In rage and alarm, Porsenna ordered the prisoner to be burned alive unless he revealed full details of the plot to which he had alluded. Mucius cried out, “See how cheap men hold their bodies who fix their eyes on honor and glory!” He then put his right hand into a fire that had been lit for a sacrifice, and let it burn there as if he felt no pain. The king was deeply impressed and had his guards pull Mucius from the altar. He then set him free, as an honorable enemy.

But Mucius had no intention of letting Porsenna off the hook. Lying with conviction, he said, “I will tell you in gratitude what you could not extract from me with threats. There are three hundred young Romans in your camp, disguised as Etruscans, all of whom have sworn to attempt your life. I happened to draw the shortest straw!” The shaken king decided to abandon Tarquin, negotiate a peace, and go home.

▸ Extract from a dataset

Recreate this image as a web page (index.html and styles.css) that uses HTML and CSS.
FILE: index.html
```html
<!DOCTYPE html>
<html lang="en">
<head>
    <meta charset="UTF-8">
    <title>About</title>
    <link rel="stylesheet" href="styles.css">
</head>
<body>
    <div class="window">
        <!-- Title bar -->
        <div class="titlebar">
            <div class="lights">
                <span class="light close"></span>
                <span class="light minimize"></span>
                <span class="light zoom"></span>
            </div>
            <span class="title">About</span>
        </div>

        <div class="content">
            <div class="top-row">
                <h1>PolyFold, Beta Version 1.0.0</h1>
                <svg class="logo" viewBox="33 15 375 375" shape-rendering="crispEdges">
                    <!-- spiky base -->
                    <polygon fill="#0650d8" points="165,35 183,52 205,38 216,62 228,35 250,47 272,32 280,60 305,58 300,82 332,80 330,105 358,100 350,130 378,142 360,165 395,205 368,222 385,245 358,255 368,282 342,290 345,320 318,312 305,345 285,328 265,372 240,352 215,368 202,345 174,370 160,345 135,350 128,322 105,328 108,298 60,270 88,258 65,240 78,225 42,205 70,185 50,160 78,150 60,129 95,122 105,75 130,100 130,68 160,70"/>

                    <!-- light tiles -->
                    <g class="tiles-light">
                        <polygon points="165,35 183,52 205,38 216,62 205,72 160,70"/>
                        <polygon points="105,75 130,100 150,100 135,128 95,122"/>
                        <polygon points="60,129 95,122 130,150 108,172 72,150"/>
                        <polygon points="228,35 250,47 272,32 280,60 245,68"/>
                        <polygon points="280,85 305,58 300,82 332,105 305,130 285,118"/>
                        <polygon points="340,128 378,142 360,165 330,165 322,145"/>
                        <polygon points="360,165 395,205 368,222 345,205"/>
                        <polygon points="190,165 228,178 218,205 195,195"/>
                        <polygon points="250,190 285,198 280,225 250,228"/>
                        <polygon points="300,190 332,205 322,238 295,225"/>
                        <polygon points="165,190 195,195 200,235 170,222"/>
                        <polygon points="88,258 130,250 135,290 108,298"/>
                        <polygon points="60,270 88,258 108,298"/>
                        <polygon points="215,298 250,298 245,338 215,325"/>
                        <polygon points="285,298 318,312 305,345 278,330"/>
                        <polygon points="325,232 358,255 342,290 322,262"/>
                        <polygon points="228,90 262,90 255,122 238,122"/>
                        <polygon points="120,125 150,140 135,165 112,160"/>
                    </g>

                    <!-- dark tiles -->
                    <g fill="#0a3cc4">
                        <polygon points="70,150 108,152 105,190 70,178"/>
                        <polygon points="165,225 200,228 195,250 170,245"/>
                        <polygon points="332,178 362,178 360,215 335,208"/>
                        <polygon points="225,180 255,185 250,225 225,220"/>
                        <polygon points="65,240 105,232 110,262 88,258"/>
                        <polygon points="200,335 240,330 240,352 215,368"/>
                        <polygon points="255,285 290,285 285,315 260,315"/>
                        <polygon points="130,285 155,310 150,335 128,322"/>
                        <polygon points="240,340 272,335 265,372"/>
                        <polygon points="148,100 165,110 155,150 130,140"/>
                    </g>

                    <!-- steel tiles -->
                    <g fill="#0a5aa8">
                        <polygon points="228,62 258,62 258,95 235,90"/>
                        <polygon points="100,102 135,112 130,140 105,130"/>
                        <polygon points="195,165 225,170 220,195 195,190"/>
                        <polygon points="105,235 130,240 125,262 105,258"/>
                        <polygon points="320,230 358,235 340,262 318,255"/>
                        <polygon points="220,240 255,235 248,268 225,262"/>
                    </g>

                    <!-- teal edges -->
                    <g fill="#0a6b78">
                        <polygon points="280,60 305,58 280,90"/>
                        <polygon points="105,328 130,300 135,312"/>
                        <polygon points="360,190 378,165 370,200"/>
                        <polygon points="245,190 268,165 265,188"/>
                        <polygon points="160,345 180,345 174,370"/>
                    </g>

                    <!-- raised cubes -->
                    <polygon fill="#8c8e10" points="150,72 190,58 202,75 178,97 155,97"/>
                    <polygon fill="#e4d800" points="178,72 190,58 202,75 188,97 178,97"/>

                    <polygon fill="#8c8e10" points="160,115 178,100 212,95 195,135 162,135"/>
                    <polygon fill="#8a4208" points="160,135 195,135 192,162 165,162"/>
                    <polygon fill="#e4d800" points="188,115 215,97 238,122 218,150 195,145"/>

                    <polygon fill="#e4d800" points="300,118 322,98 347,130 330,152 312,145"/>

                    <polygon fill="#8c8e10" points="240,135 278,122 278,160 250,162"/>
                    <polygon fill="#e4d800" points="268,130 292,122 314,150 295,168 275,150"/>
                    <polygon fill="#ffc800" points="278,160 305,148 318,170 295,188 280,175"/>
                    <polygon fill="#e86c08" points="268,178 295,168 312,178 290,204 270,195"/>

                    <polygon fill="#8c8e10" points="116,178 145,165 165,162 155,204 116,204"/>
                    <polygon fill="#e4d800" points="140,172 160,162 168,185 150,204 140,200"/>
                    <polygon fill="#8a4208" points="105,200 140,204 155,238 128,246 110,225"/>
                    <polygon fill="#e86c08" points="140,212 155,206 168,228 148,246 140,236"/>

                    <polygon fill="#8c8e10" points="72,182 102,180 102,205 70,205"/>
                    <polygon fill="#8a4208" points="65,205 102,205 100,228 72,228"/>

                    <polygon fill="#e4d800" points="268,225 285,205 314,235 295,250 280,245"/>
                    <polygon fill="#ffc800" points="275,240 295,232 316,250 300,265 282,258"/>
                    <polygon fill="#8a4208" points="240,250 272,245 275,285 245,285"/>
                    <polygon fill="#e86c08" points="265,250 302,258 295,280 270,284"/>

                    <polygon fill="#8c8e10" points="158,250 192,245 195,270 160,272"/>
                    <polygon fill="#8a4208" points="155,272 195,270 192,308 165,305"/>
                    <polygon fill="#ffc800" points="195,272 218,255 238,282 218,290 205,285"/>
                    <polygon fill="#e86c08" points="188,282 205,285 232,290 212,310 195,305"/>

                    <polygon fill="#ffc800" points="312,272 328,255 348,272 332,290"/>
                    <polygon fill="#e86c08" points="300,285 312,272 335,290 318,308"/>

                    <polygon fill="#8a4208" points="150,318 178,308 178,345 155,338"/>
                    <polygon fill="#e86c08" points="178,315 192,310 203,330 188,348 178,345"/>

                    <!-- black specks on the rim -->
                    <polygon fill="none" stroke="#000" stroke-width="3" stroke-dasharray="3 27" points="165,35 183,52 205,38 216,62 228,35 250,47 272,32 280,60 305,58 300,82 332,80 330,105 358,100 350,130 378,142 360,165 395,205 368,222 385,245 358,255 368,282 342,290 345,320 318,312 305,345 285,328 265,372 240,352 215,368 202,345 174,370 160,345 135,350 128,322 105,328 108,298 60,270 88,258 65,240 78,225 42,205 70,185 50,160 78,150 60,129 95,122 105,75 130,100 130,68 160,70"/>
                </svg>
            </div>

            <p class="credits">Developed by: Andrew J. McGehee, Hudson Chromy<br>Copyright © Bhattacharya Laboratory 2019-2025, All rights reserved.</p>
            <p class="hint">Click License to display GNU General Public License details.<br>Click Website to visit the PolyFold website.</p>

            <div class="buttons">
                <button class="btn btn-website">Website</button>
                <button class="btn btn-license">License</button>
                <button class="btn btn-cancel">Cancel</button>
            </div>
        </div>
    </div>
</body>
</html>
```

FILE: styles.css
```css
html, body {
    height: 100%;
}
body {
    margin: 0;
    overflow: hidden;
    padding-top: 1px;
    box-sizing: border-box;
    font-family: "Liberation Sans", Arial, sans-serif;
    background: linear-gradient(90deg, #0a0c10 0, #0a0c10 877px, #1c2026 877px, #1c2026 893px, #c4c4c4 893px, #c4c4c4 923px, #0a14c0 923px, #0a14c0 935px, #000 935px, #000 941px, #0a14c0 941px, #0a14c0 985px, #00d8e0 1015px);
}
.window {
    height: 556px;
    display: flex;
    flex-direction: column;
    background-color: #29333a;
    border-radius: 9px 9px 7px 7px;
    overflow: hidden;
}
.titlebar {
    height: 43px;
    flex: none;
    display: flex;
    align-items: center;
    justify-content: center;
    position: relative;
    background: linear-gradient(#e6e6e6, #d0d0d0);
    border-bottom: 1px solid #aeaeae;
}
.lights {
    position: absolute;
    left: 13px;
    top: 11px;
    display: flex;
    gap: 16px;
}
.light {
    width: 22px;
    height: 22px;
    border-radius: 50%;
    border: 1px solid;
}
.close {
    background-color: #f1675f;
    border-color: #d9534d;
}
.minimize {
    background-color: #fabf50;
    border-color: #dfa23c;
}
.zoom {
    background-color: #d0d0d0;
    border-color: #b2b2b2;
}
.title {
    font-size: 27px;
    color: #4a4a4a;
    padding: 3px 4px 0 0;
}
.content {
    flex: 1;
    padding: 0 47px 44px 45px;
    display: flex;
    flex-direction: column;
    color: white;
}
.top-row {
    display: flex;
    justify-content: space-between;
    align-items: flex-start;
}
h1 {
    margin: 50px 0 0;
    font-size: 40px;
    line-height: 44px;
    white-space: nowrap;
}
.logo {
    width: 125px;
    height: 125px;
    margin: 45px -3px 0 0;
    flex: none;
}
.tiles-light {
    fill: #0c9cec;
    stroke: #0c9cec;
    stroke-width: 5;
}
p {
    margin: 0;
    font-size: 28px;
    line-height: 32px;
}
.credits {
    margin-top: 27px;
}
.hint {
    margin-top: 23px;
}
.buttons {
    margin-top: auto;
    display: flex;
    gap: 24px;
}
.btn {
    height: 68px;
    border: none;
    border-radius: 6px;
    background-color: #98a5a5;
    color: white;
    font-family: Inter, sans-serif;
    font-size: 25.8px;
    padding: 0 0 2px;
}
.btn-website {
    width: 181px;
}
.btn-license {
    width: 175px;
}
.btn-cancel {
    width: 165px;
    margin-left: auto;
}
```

Mucius was given the additional name, or cognomen, of Scaevola, meaning “left-handed”—an indirect reference to the fact that his right hand was now unusable.

Like its predecessors, this third heroic anecdote promoted self-sacrifice, but with a curious twist. In principle, Romans disparaged trickery in war—ambushes and similar underhanded behavior. They were realists, though, and regularly practiced deceit without always acknowledging it. Here Mucius, although in agony from his charred hand, still had the presence of mind to lie about the number of Roman assassins lurking in the Etruscan camp—an unchivalrous response, one might think, to Porsenna’s generosity in freeing him.

Scholars are unsure of the historicity of this tale. Perhaps it originated in a trial for perjury, for a hand placed in a fire was the established penalty for breaking an oath or a pledge. Entry into an enemy camp in disguise recalls a Greek legend about an Athenian king who dressed as a peasant in order to reach the camp of an invading army. Part or all of the incident may well be a fabrication. However, its melodramatic quality does not disqualify its moral from being taken seriously.